Generally, Pyspatialml intends users to work with the Raster object. However, access to individual RasterLayer objects, or the underlying rasterio.band datasets can be useful if pyspatialml is being used in conjunction with other functions and methods in the rasterio package.

Overview of attributes and methods

Attributes

  • Raster.loc: Access pyspatialml.RasterLayer objects within a Raster using a key, or a list of keys.

  • Raster.iloc: Access pyspatialml.RasterLayer objects using an index position.

  • Raster.files: A list of the on-disk files that the Raster object references.

  • Raster.dtypes: A list of numpy dtypes for each RasterLayer.

  • Raster.nodatavals: A list of the nodata values for each RasterLayer.

  • Raster.count: The number of RasterLayers in the Raster.

  • Raster.res: The resolution in (x, y) dimensions of the Raster.

  • Raster.meta: A dict containing the raster metadata.

  • Raster.names: A list of the RasterLayer names.

  • Raster.block_shape: The default block_shape in (rows, cols) for reading windows of data in the Raster for out-of-memory processing.

Methods

  • Raster.read: eads data from the Raster object into a numpy array.

  • Raster.write: Write the Raster object to a file.

  • Raster.predict_proba: Apply class probability prediction of a scikit learn model to a Raster.

  • Raster.predict: Apply prediction of a scikit learn model to a Raster.

  • Raster.append: Method to add new RasterLayers to a Raster object.

  • Raster.drop: Drop individual RasterLayers from a Raster object.

  • Raster.rename: Rename a RasterLayer within the Raster object.

  • Raster.plot: Plot a Raster object as a raster matrix.

  • Raster.mask: Mask a Raster object based on the outline of shapes in a geopandas.GeoDataFrame.

  • Raster.intersect: Perform a intersect operation on the Raster object.

  • Raster.crop: Crops a Raster object by the supplied bounds.

  • Raster.to_crs: Reprojects a Raster object to a different crs.

  • Raster.aggregate: Aggregates a raster to (usually) a coarser grid cell size.

  • Raster.apply: Apply user-supplied function to a Raster object.

  • Raster.block_shapes: Generator for windows for optimal reading and writing based on the raster.

  • Raster.copy: Perform a shallow copy of a Raster object.

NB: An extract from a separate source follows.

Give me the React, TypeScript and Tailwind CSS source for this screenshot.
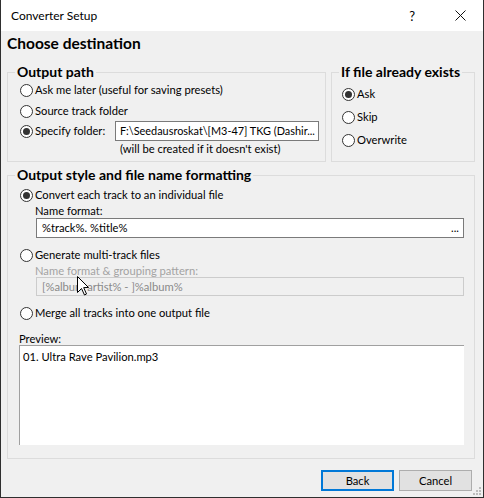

Note only the object itself is copied, not the physical file locations that it is linked with.

  • Raster.sample: Take a random or stratified sample from a Raster.

  • Raster.extract_vector: Spatial query the pixels in the Raster using a geopandas.GeoDataFrame of point, line or polygon geometries.

  • Raster.extract_raster: Spatial query the pixels in the Raster using a raster of labelled pixels.

  • Raster.extract_xy: Extract pixel values using a list of x,y coordinates.

  • Raster.plot: Plot a rasterplot matrix of all layers within the Raster.

RasterLayer

A RasterLayer is an object that represents a single raster band. It is based on a rasterio.band object with some additional attributes and methods. A RasterLayer is used because the rasterio.Band.ds.read method reads all bands from a multi-band dataset, whereas the RasterLayer read method always refers to a single band.

A RasterLayer object is generally not intended to be initiated directly, but rather is used internally as part of a Raster to represent individual bands. However, a RasterLayer can be initiated from a rasterio.band object.

Overview of attributes and methods

Methods encapsulated in RasterLayer objects represent those that typically would only be applied to a single-band of a raster, i.e. sieve-clump, distance to non-NaN pixels, or arithmetic operations on individual layers.

Attributes

  • RasterLayer.bidx: The band index of the RasterLayer within the file dataset.

  • RasterLayer.dtype: The data type of the RasterLayer.

  • RasterLayer.nodata: The number that is used to represent nodata pixels in the RasterLayer.

  • RasterLayer.file: The file path to the dataset.

  • RasterLayer.ds: The underlying rasterio.band object.

  • RasterLayer.driver: The name of the GDAL format driver.

  • RasterLayer.meta: A python dict storing the RasterLayer metadata.

  • RasterLayer.cmap: The name of matplotlib map, or a custom matplotlib.cm.LinearSegmentedColormap or ListedColormap object.

  • RasterLayer.norm: A matplotlib.colors.Normalize to apply to the RasterLayer.

  • RasterLayer.count: Number of layers; always equal to 1.

  • RasterLayer.name: A name that is assigned to the RasterLayer, usually created when a parent Raster object is initiated.

Methods

  • RasterLayer.close: Closes a RasterLayer.

  • RasterLayer.read: Reads data from the RasterLayer into a numpy array.

  • RasterLayer.write: Write the RasterLayer to a GDAL-supported raster dataset.

  • RasterLayer.fill: Fill nodata gaps in a RasterLayer. Wrapper around the rasterio.fill.fillnodata method.

  • RasterLayer.sieve: Replace pixels with their largest neighbor. Wrapper around the rasterio.features.sieve method.

  • RasterLayer.distance: Calculate euclidean grid distances to non-NaN pixels.

  • RasterLayer.plot: Plot a RasterLayer using matplotlib.pyplot.imshow.

  • RasterLayer.min, RasterLayer.max, RasterLayer.mean, RasterLayer.median: Basic summary statistics for a layer.